Meta Platforms fell 10% since earnings announcement. Can Meta make a comeback?

Tiger_James Ooi
04-29
  • Meta stock is currently trading 15.94% lower than its all-time high.

  • Despite the recent 10% drop on earnings result day, Meta stock is still trading 12.29% higher than its 4Q2023 earnings release on February 1st. This indicates that the recent pessimism hasn't completely erased the gains it generated since the 4Q2023 earnings results.

1Q2024 Earnings Result:
  • Revenue: USD36.46 billion vs. USD36.16 billion expected

  • EPS: USD4.71 vs. USD4.32 expected

Source: Reuters

Source: Meta's Earnings Slides

The 10% drop in stock price on earnings day were due to:

Weaker earnings forecast:

  • 2Q2024 total revenue is expected to fall within the range of $36.5 billion to $39 billion, with a midpoint of $37.8 billion.

  • This misses the street estimate of $38.3 billion. Additionally, management anticipates a higher year-over-year operating loss from Reality Labs.

Higher expenses:

  • Guidance for expenses and capex has increased to support AI and Metaverse investment.

  • Total expenses for 2024 are expected to range between $96 billion and $99 billion, compared to the earlier guidance of $94 billion to $99 billion.

  • Capital expenditures for 2024 are projected to range between $35 billion and $40 billion, up from the earlier guidance of $30 billion to $37 billion.

 

Improving Efficiency:

  • The total number of ad impressions increased by 20% year-over-year, while the average price per ad rose by 6%, driven by AI models and Reels which continue to boost engagement.

  • Video content currently accounts for over 60% of the time spent on both Facebook and Instagram.

  • 30% of posts on the Facebook feed are delivered by the AI recommendation system, doubling over the last couple of years.

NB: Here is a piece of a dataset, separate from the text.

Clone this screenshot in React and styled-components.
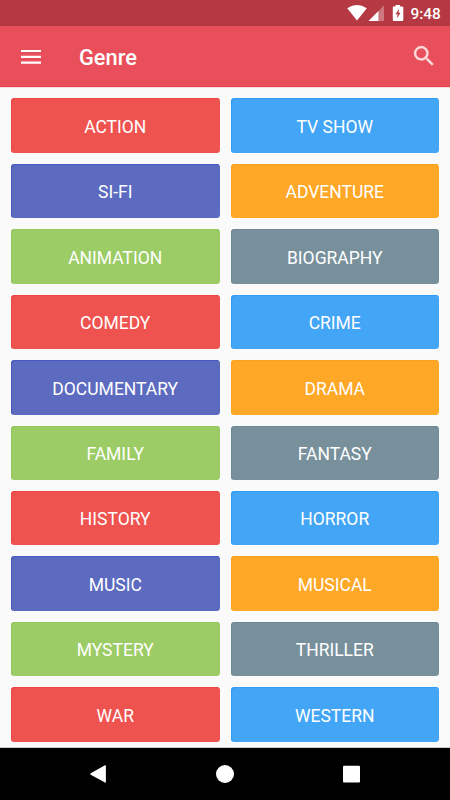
import React from "react";
import styled, { createGlobalStyle } from "styled-components";

const GlobalStyle = createGlobalStyle`
  * { box-sizing: border-box; }
  body { margin: 0; background: #fafafa; overflow: hidden; }
`;

const Screen = styled.div`
  width: 450px;
  height: 800px;
  display: flex;
  flex-direction: column;
  background: #fafafa;
  font-family: Roboto, sans-serif;
  overflow: hidden;
`;

const StatusBar = styled.header`
  height: 26px;
  flex: none;
  display: flex;
  align-items: center;
  justify-content: flex-end;
  padding-right: 9px;
  background: #b53942;
  color: #fff;
`;

const StatusIcons = styled.svg`
  width: 60px;
  height: 26px;
  margin-right: 4.5px;
`;

const Clock = styled.time`
  width: 30.5px;
  font-size: 15.4px;
  line-height: 26px;
  font-weight: 500;
  white-space: nowrap;
  padding-top: 1px;
`;

const AppBar = styled.div`
  height: 61px;
  flex: none;
  display: flex;
  align-items: center;
  padding: 0 16.5px 0 21px;
  background: #e94f5b;
  border-bottom: 1px solid #e3424e;
  color: #fff;
`;

const MenuIcon = styled.svg`
  width: 20px;
  height: 14px;
  margin-top: 2px;
`;

const Title = styled.h1`
  flex: 1;
  margin: 4px 0 0 38px;
  font-size: 21.8px;
  line-height: 26px;
  font-weight: 500;
`;

const SearchIcon = styled.svg`
  width: 19.6px;
  height: 19.6px;
`;

const GenreGrid = styled.main`
  flex: 1;
  display: grid;
  grid-template-columns: 1fr 1fr;
  grid-auto-rows: 54.42px;
  gap: 11px;
  padding: 11.49px 11px 0;
  box-shadow: inset 0 1px #f9dcde;
  border-bottom: 1px solid #c9c9c9;
`;

const GenreCard = styled.button`
  border: 0;
  border-radius: 3.5px;
  background: ${(p) => p.$color};
  box-shadow: inset 1px 1px ${(p) => p.$edge};
  color: #fff;
  font-family: inherit;
  font-size: 17.5px;
  line-height: 20px;
  padding: 2.4px 0 0;
`;

const NavBar = styled.nav`
  height: 52px;
  flex: none;
  display: flex;
  align-items: center;
  justify-content: space-between;
  padding: 0 90px;
  background: #000;
`;

const NavIcon = styled.svg`
  width: 18px;
  height: 18px;
`;

const palette = {
  red: ["#ef5350", "#ee4542"],
  blue: ["#42a5f5", "#309cf4"],
  indigo: ["#5c6bc0", "#4558b9"],
  orange: ["#ffa726", "#fda11b"],
  green: ["#9ccc65", "#93c65b"],
  slate: ["#78909c", "#6e8996"],
};

const genres = [
  ["ACTION", "red"], ["TV SHOW", "blue"],
  ["SI-FI", "indigo"], ["ADVENTURE", "orange"],
  ["ANIMATION", "green"], ["BIOGRAPHY", "slate"],
  ["COMEDY", "red"], ["CRIME", "blue"],
  ["DOCUMENTARY", "indigo"], ["DRAMA", "orange"],
  ["FAMILY", "green"], ["FANTASY", "slate"],
  ["HISTORY", "red"], ["HORROR", "blue"],
  ["MUSIC", "indigo"], ["MUSICAL", "orange"],
  ["MYSTERY", "green"], ["THRILLER", "slate"],
  ["WAR", "red"], ["WESTERN", "blue"],
];

export default function App() {
  return (
    <>
      <GlobalStyle />
      <Screen>
        <StatusBar>
          <StatusIcons viewBox="346 0 60 26" fill="#fff">
            <path d="M347.2 8.2Q357 1.6 366.8 8.2L357 20.4Z" />
            <path d="M384 5.5V21H368.6Z" fillOpacity=".32" />
            <path d="M378.4 11.1V21H368.6Z" />
            <path
              fillRule="evenodd"
              d="M395.5 4.9h4.6v1.6h2.2q1 0 1 1V20q0 1-1 1h-8.5q-1 0-1-1V7.5q0-1 1-1h1.7zM399.2 8.8l-3.8 5.5h2.3l-.9 4.1l3.8-5.6h-2.1z"
            />
          </StatusIcons>
          <Clock>9:48</Clock>
        </StatusBar>
        <AppBar>
          <MenuIcon viewBox="0 0 20 14" fill="#fff" aria-label="Menu">
            <path d="M0 0h20v2.1H0zM0 5.8h20v2.2H0zM0 11.6h20v2.1H0z" />
          </MenuIcon>
          <Title>Genre</Title>
          <SearchIcon
            viewBox="3 3 17.49 17.49"
            fill="#fbdcde"
            stroke="#fbdcde"
            strokeWidth=".2"
            overflow="visible"
            aria-label="Search"
          >
            <path d="M15.5 14h-.79l-.28-.27A6.471 6.471 0 0 0 16 9.5 6.5 6.5 0 1 0 9.5 16c1.61 0 3.09-.59 4.23-1.57l.27.28v.79l5 4.99L20.49 19zm-6 0C7.01 14 5 11.99 5 9.5S7.01 5 9.5 5 14 7.01 14 9.5 11.99 14 9.5 14z" />
          </SearchIcon>
        </AppBar>
        <GenreGrid>
          {genres.map(([name, tone]) => (
            <GenreCard key={name} $color={palette[tone][0]} $edge={palette[tone][1]}>
              {name}
            </GenreCard>
          ))}
        </GenreGrid>
        <NavBar>
          <NavIcon viewBox="0 0 18 18" fill="#fff" aria-label="Back">
            <path d="M0.7 8.2L15 0.3Q15.9 0 15.9 .9V17.1Q15.9 18 15 17.6L.7 9.8Q0 9 .7 8.2Z" />
          </NavIcon>
          <NavIcon viewBox="0 0 18 18" fill="#fff" aria-label="Home">
            <circle cx="9" cy="9" r="9" />
          </NavIcon>
          <NavIcon viewBox="0 0 18 18" fill="#fff" aria-label="Recent apps">
            <rect x="1" y=".7" width="17" height="16.8" rx="1" />
          </NavIcon>
        </NavBar>
      </Screen>
    </>
  );
}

  • Advantage+ Audience targeting resulted in, on average, a 28% decrease in cost per click or per objective compared to using regular targeting.

 

Conclusion:
  • Meta has encountered numerous challenges in the past, including high Capex on the Metaverse, reduced ad effectiveness due to Apple's privacy changes, and intense competition from TikTok.

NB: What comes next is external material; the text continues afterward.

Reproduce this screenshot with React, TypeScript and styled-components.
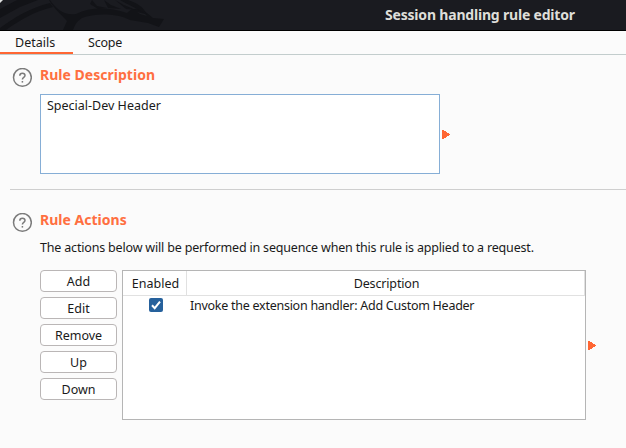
import React from "react";
import styled, { createGlobalStyle } from "styled-components";

const GlobalStyle = createGlobalStyle`
  * { box-sizing: border-box; }
  body {
    margin: 0;
    background: #fbfbfb;
    color: #1a1a1a;
    font: 12.5px/18px "Noto Sans", sans-serif;
    overflow: hidden;
  }
`;

const Window = styled.div`
  width: 626px;
  height: 448px;
  overflow: hidden;
  background: #fbfbfb;
`;

const TitleBar = styled.header`
  display: flex;
  align-items: flex-start;
  height: 31px;
  background: #1a1b20;
  border-bottom: 1px solid #000;
`;

const DragonArt = styled.svg`
  flex: none;
  display: block;
  width: 190px;
  height: 30px;
`;

const Title = styled.h1`
  margin: 5px 0 0 195px;
  font-size: 14px;
  line-height: 20px;
  font-weight: 700;
  letter-spacing: -0.19px;
  color: #deded9;
  white-space: nowrap;
`;

const Tabs = styled.nav`
  display: flex;
  height: 24px;
  border-bottom: 1px solid #c3cdcd;
`;

const Tab = styled.div<{ $active?: boolean }>`
  width: ${(p) => (p.$active ? 73 : 64)}px;
  height: 23px;
  padding: 3px 0 0 15px;
  border-bottom: 2px solid ${(p) => (p.$active ? "#ff6633" : "transparent")};
`;

const Section = styled.section<{ $first?: boolean }>`
  margin-left: 10px;
  padding-top: ${(p) => (p.$first ? 9 : 19)}px;
  height: ${(p) => (p.$first ? 135 : 258)}px;
  border-bottom: ${(p) => (p.$first ? "1px solid #cfcfcf" : "none")};
`;

const Heading = styled.div`
  display: flex;
  height: 30px;
`;

const HelpIcon = styled.svg`
  flex: none;
  width: 20px;
  height: 20px;
  margin: 4px 8px 0 2px;
`;

const HeadingText = styled.h2`
  margin: 0;
  font-size: 14px;
  line-height: 22px;
  font-weight: 700;
  letter-spacing: 0.02px;
  color: #ff6f40;
`;

const Row = styled.div`
  display: flex;
  margin-left: 30px;
`;

const DescriptionField = styled.div`
  width: 400px;
  height: 80px;
  padding: 2px 6px;
  background: #fff;
  border: 1px solid #86aed6;
`;

const Arrow = styled.svg`
  flex: none;
  align-self: center;
  width: 8px;
  height: 9px;
  margin: 1px 0 0 2px;
`;

const Text = styled.span<{ $spacing?: number }>`
  display: block;
  white-space: nowrap;
  letter-spacing: ${(p) => p.$spacing ?? 0}px;
`;

const Intro = styled.div`
  height: 31px;
  margin-left: 30px;
`;

const Buttons = styled.div`
  display: flex;
  flex-direction: column;
  gap: 5px;
  width: 77px;
  margin-right: 5px;
`;

const Button = styled.button`
  width: 77px;
  height: 22px;
  padding: 2px 0 0;
  border: 1px solid #bab6b6;
  border-radius: 4px;
  background: #fff;
  color: #1a1a1a;
  font: 12.5px/18px "Noto Sans", sans-serif;
`;

const Table = styled.div`
  width: 464px;
  height: 150px;
  background: #fff;
  border: 1px solid #b5b5b5;
`;

const TableHead = styled.div`
  display: grid;
  grid-template-columns: 64px 1fr;
  height: 25px;
  border-bottom: 1px solid #e1e1e1;
`;

const HeadCell = styled.div`
  display: flex;
  justify-content: center;
  padding: 4px 0 0 2px;
  border-right: 1px solid #e1e1e1;
`;

const TableRow = styled.div`
  display: grid;
  grid-template-columns: 67px 1fr;
  height: 20px;
  padding-top: 1px;
`;

const Checkbox = styled.svg`
  width: 14px;
  height: 14px;
  margin: 1px 0 0 26px;
`;

function Help() {
  return (
    <HelpIcon viewBox="0 0 20 20" fill="none" stroke="#7b7b7b">
      <circle cx="10.4" cy="9.4" r="8.9" strokeWidth="1.5" />
      <path d="M7.8 7.7C7.8 6.1 8.8 5.2 10.4 5.2S13 6.1 13 7.5C13 9.5 10.4 9.3 10.4 11.6" strokeWidth="1.5" />
      <path d="M10.4 13v1.6" strokeWidth="1.5" />
    </HelpIcon>
  );
}

function Marker() {
  return (
    <Arrow viewBox="0 0 8 9" shapeRendering="crispEdges">
      <path d="M0 0H2V1H4V2H5V3H7V4H8V5H7V6H5V7H4V8H2V9H0z" fill="#ff6633" />
    </Arrow>
  );
}

function Dragon() {
  return (
    <DragonArt viewBox="0 0 190 30">
      <g fill="#121317">
        <path d="M0 9L17 0H38L20 7 0 18z" />
        <path d="M0 28C15 17 30 8 50 3L53 7C33 12 20 20 6 30H0z" />
        <path d="M50 0C56 9 65 16 76 14C91 7 108 7 127 13C132 8 138 7 147 13L153 18 164 19 159 27 148 23 130 20C117 13 94 13 82 18C77 21 75 25 73 30H63L67 21C61 14 54 9 49 0z" />
        <path d="M92 0L97 6 107 8 98 9 90 4zM104 0L111 5 121 9 108 8zM115 0L124 5 136 10 126 9z" />
        <path d="M120 0H128C137 3 144 7 147 15C137 8 128 5 120 0z" />
      </g>
      <path d="M137 12L145 14 147 16 140 14z" fill="#1b1c21" />
      <path d="M0 0H3L0 3z" fill="#dfe1e0" />
    </DragonArt>
  );
}

const actions = ["Add", "Edit", "Remove", "Up", "Down"];

export default function App() {
  return (
    <Window>
      <GlobalStyle />
      <TitleBar>
        <Dragon />
        <Title>Session handling rule editor</Title>
      </TitleBar>
      <Tabs>
        <Tab $active><Text>Details</Text></Tab>
        <Tab><Text $spacing={-0.2}>Scope</Text></Tab>
      </Tabs>
      <Section $first>
        <Heading>
          <Help />
          <HeadingText>Rule Description</HeadingText>
        </Heading>
        <Row>
          <DescriptionField><Text>Special-Dev Header</Text></DescriptionField>
          <Marker />
        </Row>
      </Section>
      <Section>
        <Heading>
          <Help />
          <HeadingText>Rule Actions</HeadingText>
        </Heading>
        <Intro>
          <Text $spacing={-0.18}>The actions below will be performed in sequence when this rule is applied to a request.</Text>
        </Intro>
        <Row>
          <Buttons>
            {actions.map((name) => <Button key={name}>{name}</Button>)}
          </Buttons>
          <Table>
            <TableHead>
              <HeadCell><Text>Enabled</Text></HeadCell>
              <HeadCell><Text $spacing={-0.15}>Description</Text></HeadCell>
            </TableHead>
            <TableRow>
              <Checkbox viewBox="0 0 14 14">
                <rect width="14" height="14" rx="2" fill="#26619c" />
                <path d="M3 7.3L5.7 10.2 11 3.7" fill="none" stroke="#fff" strokeWidth="2" />
              </Checkbox>
              <Text $spacing={-0.26}>Invoke the extension handler: Add Custom Header</Text>
            </TableRow>
          </Table>
          <Marker />
        </Row>
      </Section>
    </Window>
  );
}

  • Despite these challenges, Meta has successfully navigated them and has risen to its current price level, which is just 15.94% below its all-time high.

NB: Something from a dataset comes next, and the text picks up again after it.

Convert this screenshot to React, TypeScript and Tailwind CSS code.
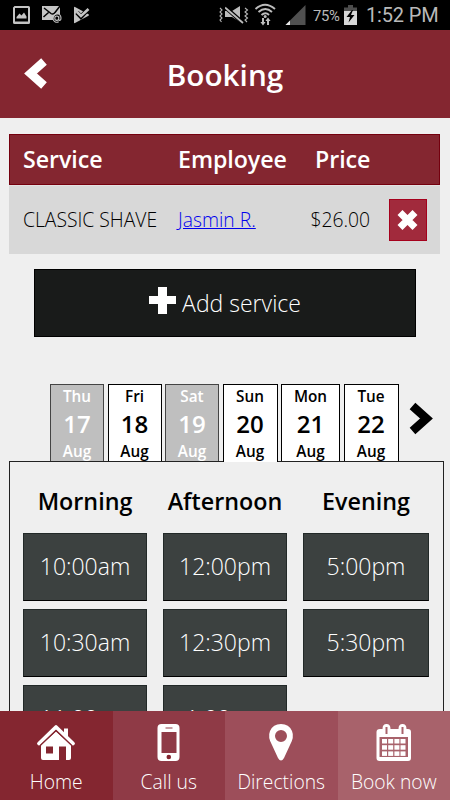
import { clsx } from "clsx";
import type { ReactNode } from "react";

const days = [
  { day: "Thu", date: 17, width: "w-[54px]", disabled: true },
  { day: "Fri", date: 18, width: "w-[54px]" },
  { day: "Sat", date: 19, width: "w-[54px]", disabled: true },
  { day: "Sun", date: 20, width: "w-[55px]", active: true },
  { day: "Mon", date: 21, width: "w-[59px]" },
  { day: "Tue", date: 22, width: "w-[55px]" },
];

const slots = [
  { name: "Morning", times: ["10:00am", "10:30am", "11:00am"] },
  { name: "Afternoon", times: ["12:00pm", "12:30pm", "1:00pm"] },
  { name: "Evening", times: ["5:00pm", "5:30pm"] },
];

function StatusBar() {
  return (
    <div className="flex h-[30px] shrink-0 items-center bg-black font-[Roboto,sans-serif] text-[#b9b9b9]">
      <svg width="225" height="30" fill="#c4c4c4">
        <path fillRule="evenodd" d="M14.500 6h14q1.500 0 1.500 1.500v15q0 1.500-1.500 1.500h-14q-1.500 0-1.500-1.500v-15Q13 7.500 14.500 6zM15 8v13.500h13V8z" />
        <path d="M16.500 18.500v-1.500l3-3.500 2 2 2.500-3 2.500 4v2z" />
        <path d="M42 6h18v8q-6-1-7 6H42z" />
        <path d="M43.500 17l5-4.500M44 8l7 5.500q2 1.500 4-1L60 6" fill="none" stroke="#000" strokeWidth="1.500" />
        <path d="M58.800 18.200a2 2.200 0 1 1-4 0a2 2.200 0 0 1 4 0zm0-2v3q0 1.300 1.100 1.300q1.200-.3 1.100-2.500a4.100 4.300 0 1 0-2.300 3.800" fill="none" stroke="#c4c4c4" strokeWidth="1.100" />
        <path d="M74 7.500q0-1 1-.5l13.500 7.200q1 .8 0 1.500L75 23q-1 .5-1-.5z" />
        <path d="M77 12.500l4 4.300 7-7.500" fill="none" stroke="#000" strokeWidth="4.500" />
        <path d="M77 12l4 4 7.500-7" fill="none" stroke="#c4c4c4" strokeWidth="2.600" />
        <path d="M220 8l2 2-2 2 2 2-2 2 2 2-2 2 1.500 2" fill="none" stroke="#b5b5b5" strokeWidth="1.100" />
      </svg>
      <svg width="86" height="30" fill="#bdbdbd">
        <path d="M0 11h7l8-5v16l-8-5H0z" />
        <path d="M0 7l18 16" stroke="#000" strokeWidth="4" />
        <path d="M0 7.500l18 15.500" stroke="#bdbdbd" strokeWidth="1.800" />
        <path d="M20 8l2.500 2-2.500 2 2.500 2-2.500 2 2.500 2-2.500 2 2 2" fill="none" stroke="#b5b5b5" strokeWidth="1.100" />
        <g fill="none" stroke="#bdbdbd" strokeWidth="1.900">
          <path d="M30.500 9q9.500-8.500 19.500 0" />
          <path d="M33.500 12q6.800-6 13.500 0" />
          <path d="M36.500 15q4-3.600 7.500 0" />
        </g>
        <circle cx="40.200" cy="16.500" r="1.500" />
        <path d="M37 18h2v4h1.600L38 25.500 35.400 22H37zM42 25h2v-4h1.600L43 17.500 40.400 21H42z" />
        <path d="M80.500 5v20h-20z" fill="#505050" />
        <path d="M65 20.500V25h-4.500z" fill="#e8e8e8" />
      </svg>
      <span className="ml-0.5 h-[18px] w-[28px] text-[14.800px] leading-[20px] tracking-[-0.300px]">75%</span>
      <svg className="ml-[3px]" width="13" height="30">
        <path d="M4 5h5v2.500h4V13H0V7.500h4z" fill="#4d4d4d" />
        <path d="M0 11h13v14H0z" fill="#d7d7d7" />
        <path d="M8 10l-5.500 7H6l-1.500 5.500 6-7.500H7L9 10z" fill="#000" />
      </svg>
      <span className="ml-[9px] whitespace-nowrap text-[20px] leading-[32px] tracking-[-0.150px]">1:52 PM</span>
    </div>
  );
}

function ServiceTable() {
  return (
    <section className="mx-[9px] mr-[10px]">
      <div className="grid h-[51px] grid-cols-[155px_137px_1fr] items-center border border-[#74000e] bg-[#842630] pl-[13px] text-[23.200px] font-semibold tracking-[-0.050px] text-white">
        <span>Service</span>
        <span>Employee</span>
        <span>Price</span>
      </div>
      <div className="flex h-[69px] items-center border-t border-[#e2e2e2] bg-[#d8d8d8] pl-[14px] text-[19.300px] font-light text-black">
        <span className="w-[155px] whitespace-nowrap">CLASSIC SHAVE</span>
        <a href="#employee" className="w-[100px] text-[#0000ee] underline">Jasmin R.</a>
        <span className="w-[92px] text-right">$26.00</span>
        <button className="ml-[19px] flex h-[42px] w-[38px] items-center justify-center border border-[#a5001c] bg-[#a12a3c]">
          <svg width="22" height="22" viewBox="0 0 22 22">
            <path d="M3 3.500l15 15M18 3.500L3 18.500" stroke="#fff" strokeWidth="7" />
          </svg>
        </button>
      </div>
    </section>
  );
}

function DayTabs() {
  return (
    <div className="relative z-10 mt-[47px] -mb-px ml-[50px] flex h-[78px] gap-[3.500px]">
      {days.map((d) => (
        <button
          key={d.day}
          className={clsx(
            "flex shrink-0 flex-col items-center justify-start border border-b-0 font-semibold",
            d.width,
            d.disabled ? "border-[#444] bg-[#bfbfbf] text-white" : "border-black bg-white text-black",
            d.active ? "h-[78px]" : "h-[77px]"
          )}
        >
          <span className="h-[24px] text-[15.300px] leading-[22px]">{d.day}</span>
          <span className="h-[30px] text-[24px] leading-[29px]">{d.date}</span>
          <span className="h-[22px] text-[15.300px] leading-[24px]">Aug</span>
        </button>
      ))}
      <svg className="ml-[7px] mt-[18px]" width="26" height="33" viewBox="0 0 26 33">
        <path d="M3.500 4L17.500 16.500 3.500 29" fill="none" stroke="#000" strokeWidth="8.500" />
      </svg>
    </div>
  );
}

function NavItem({ label, className, children }: { label: string; className: string; children: ReactNode }) {
  return (
    <a href="#nav" className={clsx("flex flex-col items-center pt-[12px] text-[19.300px] font-light text-white", className)}>
      <svg width="40" height="40" viewBox="0 0 40 40" fill="#fff">{children}</svg>
      <span className="mt-[5px] whitespace-nowrap leading-[27px]">{label}</span>
    </a>
  );
}

export default function App() {
  return (
    <div className="flex h-[800px] w-[450px] flex-col overflow-hidden bg-[#efefef] font-['Open_Sans',sans-serif]">
      <StatusBar />
      <header className="grid h-[88px] shrink-0 grid-cols-[72px_1fr_72px] items-center bg-[#842630] text-white">
        <svg className="ml-[22px] mb-[3px]" width="28" height="34" viewBox="0 0 28 34">
          <path d="M22 5.500L8.500 17.500 22 29.500" fill="none" stroke="#fff" strokeWidth="8.500" />
        </svg>
        <h1 className="pt-[2px] text-center text-[29.700px] font-semibold">Booking</h1>
      </header>

      <main className="flex-1 overflow-hidden pt-[16px]">
        <ServiceTable />
        <button className="mx-[34px] mt-[15px] flex h-[68px] w-[382px] items-center justify-center border border-black bg-[#191b1a] text-[23px] font-light text-white">
          <svg className="mr-[6px] mb-[5px]" width="27" height="27">
            <path d="M9 0h9v9h9v8h-9v10H9V17H0V9h9z" fill="#fff" />
          </svg>
          Add service
        </button>
        <DayTabs />
        <section className="mr-[6px] ml-[9px] grid grid-cols-[124px_124px_126px] gap-4 border border-[#222] pl-[13px]">
          {slots.map((group) => (
            <div key={group.name} className="flex flex-col gap-2">
              <h2 className="flex h-[63px] items-center justify-center pt-[16px] text-[23.300px] font-semibold text-black">
                {group.name}
              </h2>
              {group.times.map((time) => (
                <button key={time} className="h-[68px] border border-[#222928] border-b-black bg-[#3c4140] pb-0.5 text-[23px] font-light text-white">
                  {time}
                </button>
              ))}
            </div>
          ))}
        </section>
      </main>

      <nav className="grid h-[89px] shrink-0 grid-cols-4">
        <NavItem label="Home" className="bg-[#842630]">
          <path d="M3 20.500L20 4l17 16.500" fill="none" stroke="#fff" strokeWidth="3.800" strokeLinecap="round" strokeLinejoin="round" />
          <path d="M28 5.500h4v10l-4-4z" />
          <path fillRule="evenodd" d="M5 22L20 8.500 35 22v13q0 2-2 2H7q-2 0-2-2zm5 1.500v7h7v-7zm13 0V37h7V23.500z" />
          <path d="M4.500 22.200L20 7.500l15.500 14.700" fill="none" stroke="#842630" strokeWidth="1.200" />
        </NavItem>
        <NavItem label="Call us" className="bg-[#8f3a46]">
          <path fillRule="evenodd" d="M12.500 1h14q4 0 4 4v29q0 4-4 4h-14q-4 0-4-4V5q0-4 4-4zm0 8v21h15V9zm4-4.500v1h7v-1z" />
          <circle cx="19.800" cy="34" r="2.300" fill="#842630" />
        </NavItem>
        <NavItem label="Directions" className="bg-[#9d4e5a]">
          <path fillRule="evenodd" d="M20 1q8 0 11 7 2.500 6-2 14l-6 13q-3 5-6 0l-6-13Q6.500 14 9 8 12 1 20 1zm0 6a6 6 0 1 0 0 12 6 6 0 0 0 0-12z" />
        </NavItem>
        <NavItem label="Book now" className="bg-[#a8626b]">
          <path fillRule="evenodd" d="M6 6h2.500q0-5 4-5t4 5h8q0-5 4-5t4 5H34q3 0 3 3v26q0 3-3 3H5.500q-3 0-3-3V9q0-3 3.500-3zm-.500 8v20H34V14zM11.500 4v7h2V4zm16 0v7h2V4z" />
          {[16, 22.200, 28.400].map((y) =>
            [8, 14.200, 20.400, 26.500].map((x) => <rect key={`${x}-${y}`} x={x} y={y} width="5" height="4.500" />)
          )}
        </NavItem>
      </nav>
    </div>
  );
}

  • If the investments in AI and the Metaverse do not yield the expected results, Meta may resort to cost-cutting measures such as mass layoffs and reduced Capex.

  • However, we believe that the integration of AI holds greater potential for success compared to the Metaverse. Meta's AI tools have practical use cases, particularly in user engagement and advertising revenue generation. Afterall, the company derives 97.7% of its revenue from advertising.

  • We anticipate that revenue growth momentum may provide upside surprises, driven by major events such as the Olympic Games in Paris, the 2024 Copa América, and the 2024 United States presidential election, which are expected to boost advertising revenue.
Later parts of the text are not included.